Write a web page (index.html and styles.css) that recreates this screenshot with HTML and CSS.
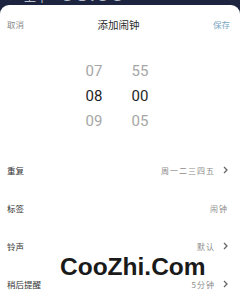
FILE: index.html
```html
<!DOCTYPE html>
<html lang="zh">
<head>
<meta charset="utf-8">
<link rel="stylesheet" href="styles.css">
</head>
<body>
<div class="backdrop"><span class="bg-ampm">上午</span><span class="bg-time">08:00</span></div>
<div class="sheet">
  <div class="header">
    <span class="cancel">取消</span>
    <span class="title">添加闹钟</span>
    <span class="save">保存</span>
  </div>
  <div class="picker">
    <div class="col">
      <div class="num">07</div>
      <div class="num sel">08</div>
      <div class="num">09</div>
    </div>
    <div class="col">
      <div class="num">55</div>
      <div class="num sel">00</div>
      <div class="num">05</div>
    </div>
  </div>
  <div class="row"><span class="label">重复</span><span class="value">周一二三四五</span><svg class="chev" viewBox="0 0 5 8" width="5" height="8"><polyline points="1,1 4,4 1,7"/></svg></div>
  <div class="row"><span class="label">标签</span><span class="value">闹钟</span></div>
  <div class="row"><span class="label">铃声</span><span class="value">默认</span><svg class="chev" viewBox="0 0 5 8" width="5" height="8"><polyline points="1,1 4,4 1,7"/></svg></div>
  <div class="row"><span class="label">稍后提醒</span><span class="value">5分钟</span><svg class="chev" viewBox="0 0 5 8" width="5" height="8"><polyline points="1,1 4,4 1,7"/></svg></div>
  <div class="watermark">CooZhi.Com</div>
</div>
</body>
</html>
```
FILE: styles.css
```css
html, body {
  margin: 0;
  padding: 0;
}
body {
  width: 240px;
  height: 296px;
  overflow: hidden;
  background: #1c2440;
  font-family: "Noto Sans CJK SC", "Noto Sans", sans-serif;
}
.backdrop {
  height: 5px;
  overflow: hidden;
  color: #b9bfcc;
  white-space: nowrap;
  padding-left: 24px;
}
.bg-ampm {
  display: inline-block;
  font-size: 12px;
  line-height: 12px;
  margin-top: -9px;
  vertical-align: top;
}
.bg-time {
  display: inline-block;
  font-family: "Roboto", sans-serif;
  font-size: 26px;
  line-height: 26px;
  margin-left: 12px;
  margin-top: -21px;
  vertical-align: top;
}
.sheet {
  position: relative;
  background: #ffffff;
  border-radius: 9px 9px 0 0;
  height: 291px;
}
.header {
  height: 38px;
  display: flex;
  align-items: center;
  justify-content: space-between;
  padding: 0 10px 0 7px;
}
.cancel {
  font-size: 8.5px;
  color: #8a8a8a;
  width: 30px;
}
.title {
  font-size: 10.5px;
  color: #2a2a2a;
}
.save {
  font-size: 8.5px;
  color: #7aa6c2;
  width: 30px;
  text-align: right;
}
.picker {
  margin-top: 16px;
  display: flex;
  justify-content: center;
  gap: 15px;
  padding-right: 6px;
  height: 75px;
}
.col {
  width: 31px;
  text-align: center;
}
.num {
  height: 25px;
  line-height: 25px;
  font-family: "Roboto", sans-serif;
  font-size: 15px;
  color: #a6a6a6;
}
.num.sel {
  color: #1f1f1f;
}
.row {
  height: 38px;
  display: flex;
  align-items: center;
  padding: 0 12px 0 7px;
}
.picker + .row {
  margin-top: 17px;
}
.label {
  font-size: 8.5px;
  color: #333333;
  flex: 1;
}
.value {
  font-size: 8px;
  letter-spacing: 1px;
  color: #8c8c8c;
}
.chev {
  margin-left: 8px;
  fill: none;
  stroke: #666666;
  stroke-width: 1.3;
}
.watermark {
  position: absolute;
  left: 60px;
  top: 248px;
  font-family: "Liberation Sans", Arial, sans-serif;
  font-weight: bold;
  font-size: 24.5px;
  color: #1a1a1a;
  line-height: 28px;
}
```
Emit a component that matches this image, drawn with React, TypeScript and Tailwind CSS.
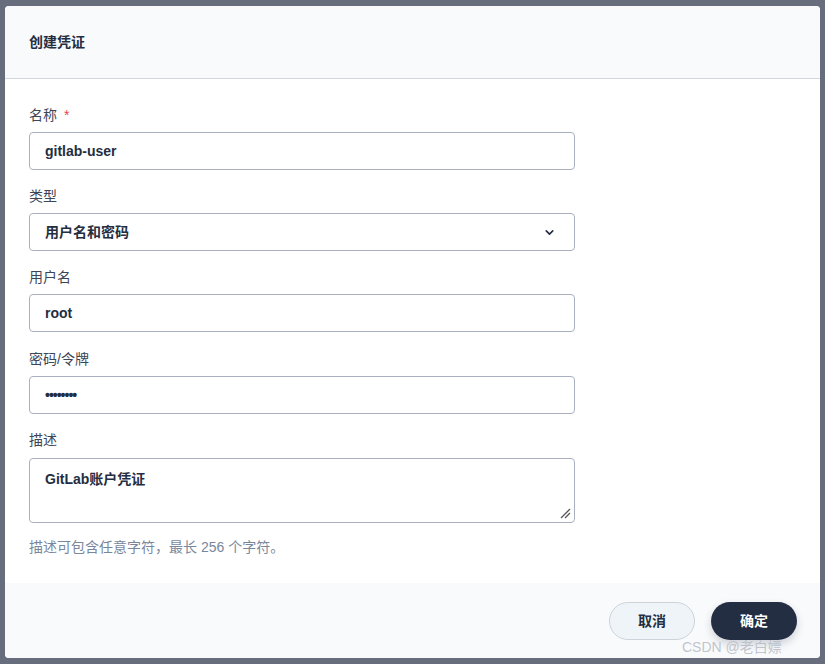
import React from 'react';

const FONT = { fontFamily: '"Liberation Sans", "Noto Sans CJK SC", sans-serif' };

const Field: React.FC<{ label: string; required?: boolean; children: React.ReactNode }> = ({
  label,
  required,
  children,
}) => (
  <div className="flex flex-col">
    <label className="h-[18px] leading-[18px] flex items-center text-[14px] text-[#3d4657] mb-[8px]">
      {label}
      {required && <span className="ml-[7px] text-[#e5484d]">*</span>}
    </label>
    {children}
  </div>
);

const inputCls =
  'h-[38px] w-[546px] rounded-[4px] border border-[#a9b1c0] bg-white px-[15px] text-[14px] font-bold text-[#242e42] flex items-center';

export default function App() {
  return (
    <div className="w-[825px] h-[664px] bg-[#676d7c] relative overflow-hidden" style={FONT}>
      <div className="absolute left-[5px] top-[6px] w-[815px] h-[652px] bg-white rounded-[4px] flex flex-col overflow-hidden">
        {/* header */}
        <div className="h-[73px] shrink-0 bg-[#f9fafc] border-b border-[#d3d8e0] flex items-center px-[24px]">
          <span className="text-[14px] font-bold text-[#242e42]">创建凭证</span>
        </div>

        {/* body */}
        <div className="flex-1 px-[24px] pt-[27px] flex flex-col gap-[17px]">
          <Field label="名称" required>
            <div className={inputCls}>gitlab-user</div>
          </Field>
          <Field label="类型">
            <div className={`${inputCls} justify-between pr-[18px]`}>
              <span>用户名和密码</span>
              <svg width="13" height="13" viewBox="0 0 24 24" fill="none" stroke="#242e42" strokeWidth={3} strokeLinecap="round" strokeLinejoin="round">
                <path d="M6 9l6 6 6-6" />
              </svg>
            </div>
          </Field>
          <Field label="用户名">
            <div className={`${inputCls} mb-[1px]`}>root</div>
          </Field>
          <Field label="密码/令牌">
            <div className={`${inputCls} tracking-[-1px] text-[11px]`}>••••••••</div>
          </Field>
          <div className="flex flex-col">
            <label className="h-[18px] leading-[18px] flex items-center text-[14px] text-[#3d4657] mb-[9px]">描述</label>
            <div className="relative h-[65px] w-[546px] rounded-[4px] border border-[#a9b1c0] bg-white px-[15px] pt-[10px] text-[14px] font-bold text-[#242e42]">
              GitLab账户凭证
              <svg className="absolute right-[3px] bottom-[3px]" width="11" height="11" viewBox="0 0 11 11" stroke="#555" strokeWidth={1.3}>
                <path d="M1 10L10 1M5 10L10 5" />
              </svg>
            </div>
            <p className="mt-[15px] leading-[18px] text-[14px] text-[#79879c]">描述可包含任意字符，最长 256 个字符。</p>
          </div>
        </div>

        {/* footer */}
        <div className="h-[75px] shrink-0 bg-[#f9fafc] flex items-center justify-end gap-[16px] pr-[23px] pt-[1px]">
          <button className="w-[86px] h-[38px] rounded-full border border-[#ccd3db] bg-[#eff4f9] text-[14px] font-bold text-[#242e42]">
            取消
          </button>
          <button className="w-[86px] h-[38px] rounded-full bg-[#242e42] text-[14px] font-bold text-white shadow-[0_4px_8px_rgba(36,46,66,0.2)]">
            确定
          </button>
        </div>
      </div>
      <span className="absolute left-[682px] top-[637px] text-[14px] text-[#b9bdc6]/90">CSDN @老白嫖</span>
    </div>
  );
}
--
**TO BE DONE:** Write out all the entries exactly, except for the pictures.

**OUTPUT OF THE EXERCISE:**
Write a web page (index.html and styles.css) that recreates this screenshot with HTML and CSS.
FILE: index.html
```html
<!DOCTYPE html>
<html lang="zh">
<head>
<meta charset="utf-8">
<link rel="stylesheet" href="styles.css">
</head>
<body>
<div class="backdrop"><span class="bg-ampm">上午</span><span class="bg-time">08:00</span></div>
<div class="sheet">
  <div class="header">
    <span class="cancel">取消</span>
    <span class="title">添加闹钟</span>
    <span class="save">保存</span>
  </div>
  <div class="picker">
    <div class="col">
      <div class="num">07</div>
      <div class="num sel">08</div>
      <div class="num">09</div>
    </div>
    <div class="col">
      <div class="num">55</div>
      <div class="num sel">00</div>
      <div class="num">05</div>
    </div>
  </div>
  <div class="row"><span class="label">重复</span><span class="value">周一二三四五</span><svg class="chev" viewBox="0 0 5 8" width="5" height="8"><polyline points="1,1 4,4 1,7"/></svg></div>
  <div class="row"><span class="label">标签</span><span class="value">闹钟</span></div>
  <div class="row"><span class="label">铃声</span><span class="value">默认</span><svg class="chev" viewBox="0 0 5 8" width="5" height="8"><polyline points="1,1 4,4 1,7"/></svg></div>
  <div class="row"><span class="label">稍后提醒</span><span class="value">5分钟</span><svg class="chev" viewBox="0 0 5 8" width="5" height="8"><polyline points="1,1 4,4 1,7"/></svg></div>
  <div class="watermark">CooZhi.Com</div>
</div>
</body>
</html>
```
FILE: styles.css
```css
html, body {
  margin: 0;
  padding: 0;
}
body {
  width: 240px;
  height: 296px;
  overflow: hidden;
  background: #1c2440;
  font-family: "Noto Sans CJK SC", "Noto Sans", sans-serif;
}
.backdrop {
  height: 5px;
  overflow: hidden;
  color: #b9bfcc;
  white-space: nowrap;
  padding-left: 24px;
}
.bg-ampm {
  display: inline-block;
  font-size: 12px;
  line-height: 12px;
  margin-top: -9px;
  vertical-align: top;
}
.bg-time {
  display: inline-block;
  font-family: "Roboto", sans-serif;
  font-size: 26px;
  line-height: 26px;
  margin-left: 12px;
  margin-top: -21px;
  vertical-align: top;
}
.sheet {
  position: relative;
  background: #ffffff;
  border-radius: 9px 9px 0 0;
  height: 291px;
}
.header {
  height: 38px;
  display: flex;
  align-items: center;
  justify-content: space-between;
  padding: 0 10px 0 7px;
}
.cancel {
  font-size: 8.5px;
  color: #8a8a8a;
  width: 30px;
}
.title {
  font-size: 10.5px;
  color: #2a2a2a;
}
.save {
  font-size: 8.5px;
  color: #7aa6c2;
  width: 30px;
  text-align: right;
}
.picker {
  margin-top: 16px;
  display: flex;
  justify-content: center;
  gap: 15px;
  padding-right: 6px;
  height: 75px;
}
.col {
  width: 31px;
  text-align: center;
}
.num {
  height: 25px;
  line-height: 25px;
  font-family: "Roboto", sans-serif;
  font-size: 15px;
  color: #a6a6a6;
}
.num.sel {
  color: #1f1f1f;
}
.row {
  height: 38px;
  display: flex;
  align-items: center;
  padding: 0 12px 0 7px;
}
.picker + .row {
  margin-top: 17px;
}
.label {
  font-size: 8.5px;
  color: #333333;
  flex: 1;
}
.value {
  font-size: 8px;
  letter-spacing: 1px;
  color: #8c8c8c;
}
.chev {
  margin-left: 8px;
  fill: none;
  stroke: #666666;
  stroke-width: 1.3;
}
.watermark {
  position: absolute;
  left: 60px;
  top: 248px;
  font-family: "Liberation Sans", Arial, sans-serif;
  font-weight: bold;
  font-size: 24.5px;
  color: #1a1a1a;
  line-height: 28px;
}
```
Emit a component that matches this image, drawn with React, TypeScript and Tailwind CSS.
import React from 'react';

const FONT = { fontFamily: '"Liberation Sans", "Noto Sans CJK SC", sans-serif' };

const Field: React.FC<{ label: string; required?: boolean; children: React.ReactNode }> = ({
  label,
  required,
  children,
}) => (
  <div className="flex flex-col">
    <label className="h-[18px] leading-[18px] flex items-center text-[14px] text-[#3d4657] mb-[8px]">
      {label}
      {required && <span className="ml-[7px] text-[#e5484d]">*</span>}
    </label>
    {children}
  </div>
);

const inputCls =
  'h-[38px] w-[546px] rounded-[4px] border border-[#a9b1c0] bg-white px-[15px] text-[14px] font-bold text-[#242e42] flex items-center';

export default function App() {
  return (
    <div className="w-[825px] h-[664px] bg-[#676d7c] relative overflow-hidden" style={FONT}>
      <div className="absolute left-[5px] top-[6px] w-[815px] h-[652px] bg-white rounded-[4px] flex flex-col overflow-hidden">
        {/* header */}
        <div className="h-[73px] shrink-0 bg-[#f9fafc] border-b border-[#d3d8e0] flex items-center px-[24px]">
          <span className="text-[14px] font-bold text-[#242e42]">创建凭证</span>
        </div>

        {/* body */}
        <div className="flex-1 px-[24px] pt-[27px] flex flex-col gap-[17px]">
          <Field label="名称" required>
            <div className={inputCls}>gitlab-user</div>
          </Field>
          <Field label="类型">
            <div className={`${inputCls} justify-between pr-[18px]`}>
              <span>用户名和密码</span>
              <svg width="13" height="13" viewBox="0 0 24 24" fill="none" stroke="#242e42" strokeWidth={3} strokeLinecap="round" strokeLinejoin="round">
                <path d="M6 9l6 6 6-6" />
              </svg>
            </div>
          </Field>
          <Field label="用户名">
            <div className={`${inputCls} mb-[1px]`}>root</div>
          </Field>
          <Field label="密码/令牌">
            <div className={`${inputCls} tracking-[-1px] text-[11px]`}>••••••••</div>
          </Field>
          <div className="flex flex-col">
            <label className="h-[18px] leading-[18px] flex items-center text-[14px] text-[#3d4657] mb-[9px]">描述</label>
            <div className="relative h-[65px] w-[546px] rounded-[4px] border border-[#a9b1c0] bg-white px-[15px] pt-[10px] text-[14px] font-bold text-[#242e42]">
              GitLab账户凭证
              <svg className="absolute right-[3px] bottom-[3px]" width="11" height="11" viewBox="0 0 11 11" stroke="#555" strokeWidth={1.3}>
                <path d="M1 10L10 1M5 10L10 5" />
              </svg>
            </div>
            <p className="mt-[15px] leading-[18px] text-[14px] text-[#79879c]">描述可包含任意字符，最长 256 个字符。</p>
          </div>
        </div>

        {/* footer */}
        <div className="h-[75px] shrink-0 bg-[#f9fafc] flex items-center justify-end gap-[16px] pr-[23px] pt-[1px]">
          <button className="w-[86px] h-[38px] rounded-full border border-[#ccd3db] bg-[#eff4f9] text-[14px] font-bold text-[#242e42]">
            取消
          </button>
          <button className="w-[86px] h-[38px] rounded-full bg-[#242e42] text-[14px] font-bold text-white shadow-[0_4px_8px_rgba(36,46,66,0.2)]">
            确定
          </button>
        </div>
      </div>
      <span className="absolute left-[682px] top-[637px] text-[14px] text-[#b9bdc6]/90">CSDN @老白嫖</span>
    </div>
  );
}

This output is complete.